The EU sanctions against Iran describe Zanjani as “a key facilitator for Iranian oil deals and transferring oil related money” and accuses First Islamic Bank of being used to channel Iranian oil-related payments. Zanjani said the complex nature of his companies’ transactions, involving large sums, might have misled EU authorities. Zanjani’s companies are or may be involved in the Labuan Iran oil smuggling on the eastern coast of Malaysia. Labuan has been serving as a drop-off spot for Iranian crude.

On 30 December 2013, Zanjani was arrested by Iranian police for his alleged role in the corruption scandal in Turkey, in which he was accused of embezzling more than €2.7 bln Some days later, a spokesman from the National Bank of Tajikistan denied any cooperation between Zanjani and the bank and claimed all documents presented by Zanjani about their two-way communications were fake. On 6 March 2016, he was convicted and sentenced to death for embezzlement and “spreading corruption on earth”.

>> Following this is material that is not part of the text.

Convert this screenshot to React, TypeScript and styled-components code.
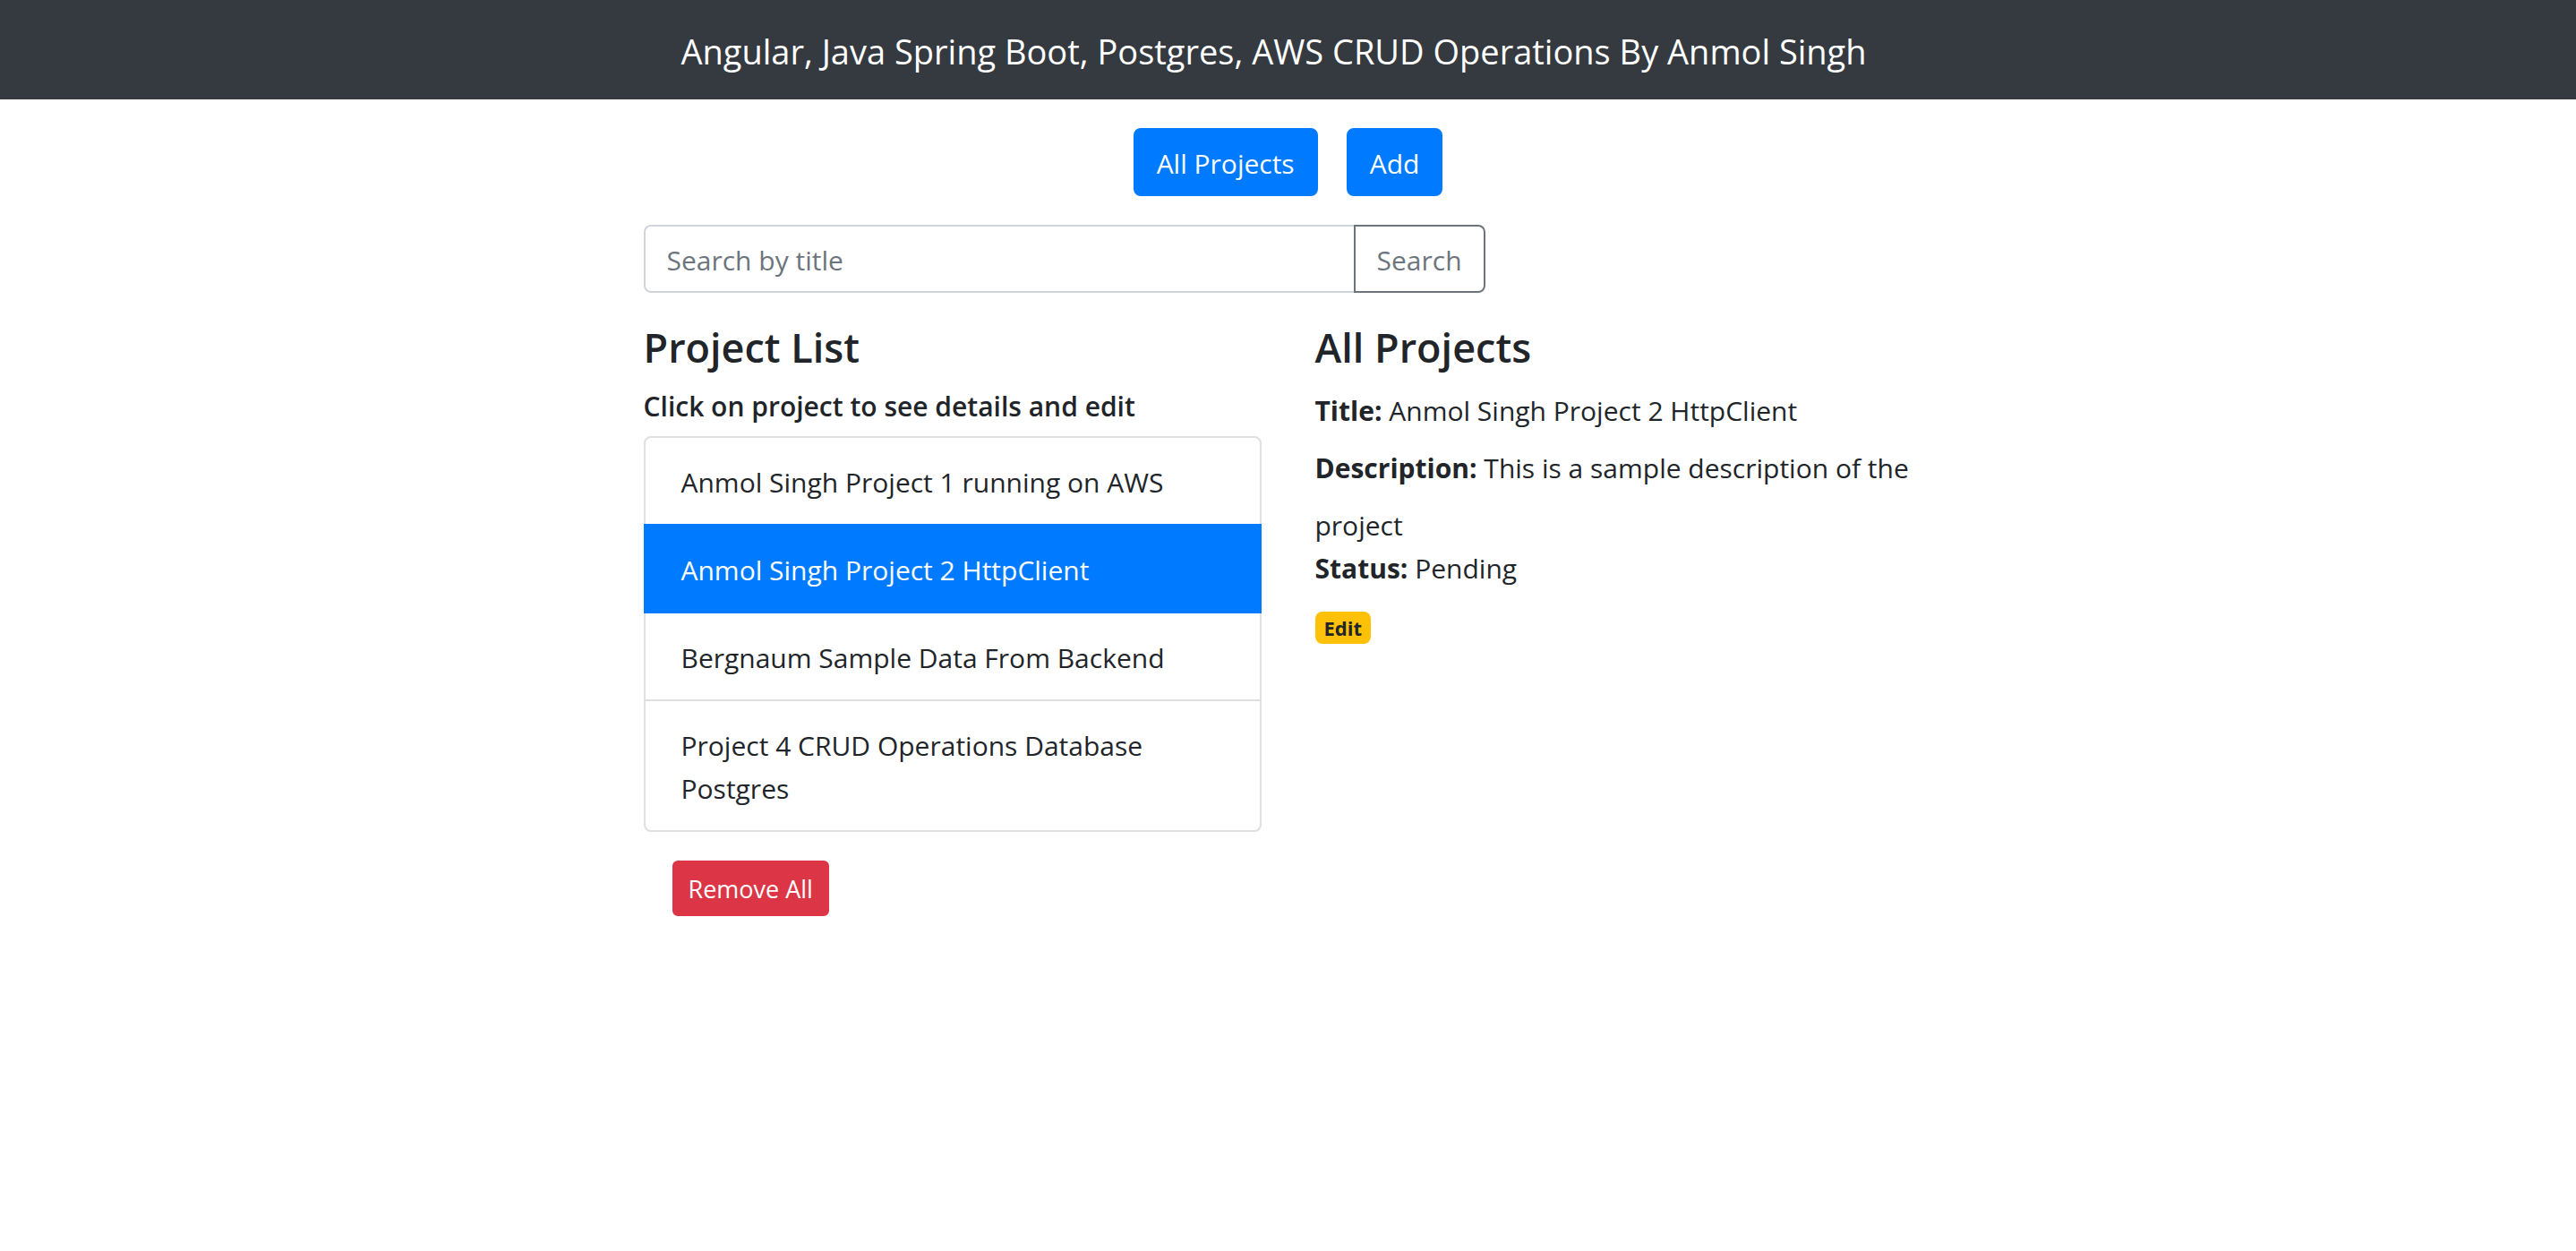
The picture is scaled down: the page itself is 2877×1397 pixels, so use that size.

In a clear reaction to Tajikistan, Tehran in December 2015 welcomed Tajik opposition leader Muhiddin Kabiri, who is wanted back home on charges of fomenting a plot to topple the government, to an Islamic-themed conference. During the same visit, Kabiri met with Iran’s Supreme Leader Ali Khamenei for talks and was pictured as they exchanged warm greetings. The Tajik Foreign Ministry duly fired off a note of protest.

Last week, an Iranian trade and culture centre in Tajikistan’s northern Sughd province closed its doors. By all appearances, the shuttering came at the request of the Tajik authorities. In another oddly timed development, the works of the Ayatollah Khomeini and other famous Iranian clerics have been forbidden.

No official explanation has been provided for this new souring in relations.

In a firmer reprisal, the customs service subsequently introduced restrictions on the import of food products from Iran. Dry leaf tea, poultry and other goods were ruled unacceptable for their allegedly poor quality. In July 2016, the Tajik office of Iran’s Khomeini Imdod Committee, an international development fund, closed.

As of July, the Foreign Ministry has resumed its practice of issuing expedited visas in its main international airports, but Iran is, along with Afghanistan, Iraq and Syria, among the countries excluded from the list of beneficiary nations.

However, as a candidate to become a full member of SCO, Iran and Tajikistan will be led to agree under the patronage of Kremlin. Moreover, their cultural affinities bring them closer together, especially since President Rahmanov declares himself more Iranian than any other Iranian. It is this last point that irritates Tehran.